Exercise:
Make an exact copy of the data below, leaving out every picture.

Source material:
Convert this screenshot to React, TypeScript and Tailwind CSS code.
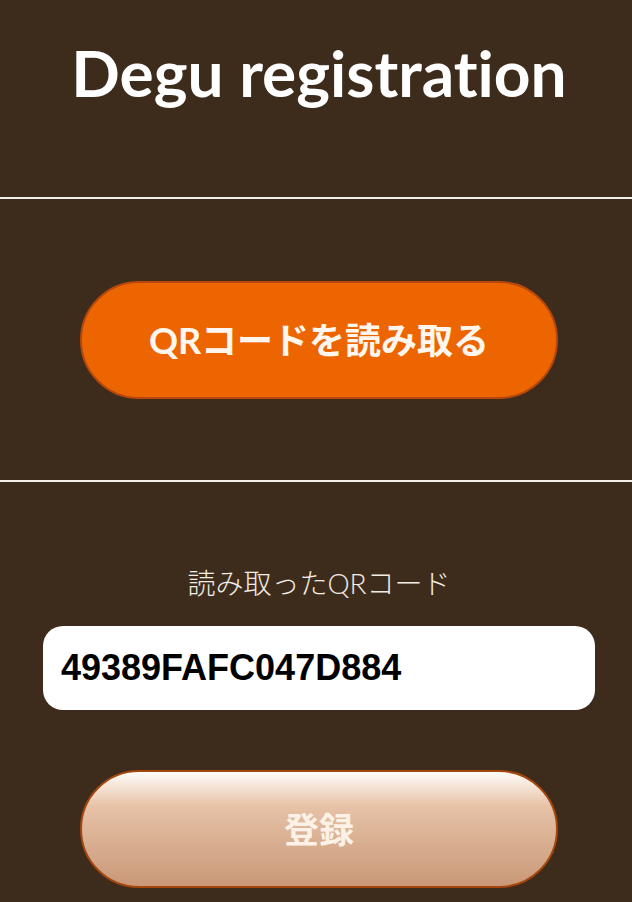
import React from "react";

const jp = { fontFamily: '"Lato", "Noto Sans CJK JP", sans-serif' };

export default function App() {
  return (
    <div className="min-h-[902px] w-full bg-[#3d2c1c] text-white" style={jp}>
      {/* header */}
      <div className="flex h-[197px] justify-center pl-[6px] pt-[33px]">
        <h1 className="text-[64px] font-bold leading-[80px] [font-variant-ligatures:none]">Degu registration</h1>
      </div>
      <div className="h-[2px] bg-[#f4f0ea]" />

      {/* scan */}
      <div className="flex h-[281px] items-center justify-center pl-[6px]">
        <button className="flex h-[118px] w-[478px] items-center justify-center rounded-full border-2 border-[#b8470b] bg-[#ec6500] text-[36px] font-bold text-[#fff7ef]">
          QRコードを読み取る
        </button>
      </div>
      <div className="h-[2px] bg-[#f4f0ea]" />

      {/* result */}
      <div className="flex flex-col items-center pl-[6px] pt-[85px]">
        <p className="text-[28px] font-light leading-[32px] text-[#f3ece4]">読み取ったQRコード</p>
        <div className="mt-[27px] flex h-[84px] w-[552px] items-center rounded-[20px] bg-white px-[18px]">
          <span className="text-[36px] font-bold text-black" style={{ fontFamily: '"Liberation Sans", Arial, sans-serif' }}>
            49389FAFC047D884
          </span>
        </div>
        <button className="mt-[60px] flex h-[118px] w-[478px] items-center justify-center rounded-full border-2 border-[#a4460d] bg-gradient-to-b from-[#fffdfb] via-[#e6c2a6] via-30% to-[#c99878] text-[35px] font-bold text-[#fbf1e6]">
          登録
        </button>
      </div>
    </div>
  );
}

Task result:
Convert this screenshot to React, TypeScript and Tailwind CSS code.
import React from "react";

const jp = { fontFamily: '"Lato", "Noto Sans CJK JP", sans-serif' };

export default function App() {
  return (
    <div className="min-h-[902px] w-full bg-[#3d2c1c] text-white" style={jp}>
      {/* header */}
      <div className="flex h-[197px] justify-center pl-[6px] pt-[33px]">
        <h1 className="text-[64px] font-bold leading-[80px] [font-variant-ligatures:none]">Degu registration</h1>
      </div>
      <div className="h-[2px] bg-[#f4f0ea]" />

      {/* scan */}
      <div className="flex h-[281px] items-center justify-center pl-[6px]">
        <button className="flex h-[118px] w-[478px] items-center justify-center rounded-full border-2 border-[#b8470b] bg-[#ec6500] text-[36px] font-bold text-[#fff7ef]">
          QRコードを読み取る
        </button>
      </div>
      <div className="h-[2px] bg-[#f4f0ea]" />

      {/* result */}
      <div className="flex flex-col items-center pl-[6px] pt-[85px]">
        <p className="text-[28px] font-light leading-[32px] text-[#f3ece4]">読み取ったQRコード</p>
        <div className="mt-[27px] flex h-[84px] w-[552px] items-center rounded-[20px] bg-white px-[18px]">
          <span className="text-[36px] font-bold text-black" style={{ fontFamily: '"Liberation Sans", Arial, sans-serif' }}>
            49389FAFC047D884
          </span>
        </div>
        <button className="mt-[60px] flex h-[118px] w-[478px] items-center justify-center rounded-full border-2 border-[#a4460d] bg-gradient-to-b from-[#fffdfb] via-[#e6c2a6] via-30% to-[#c99878] text-[35px] font-bold text-[#fbf1e6]">
          登録
        </button>
      </div>
    </div>
  );
}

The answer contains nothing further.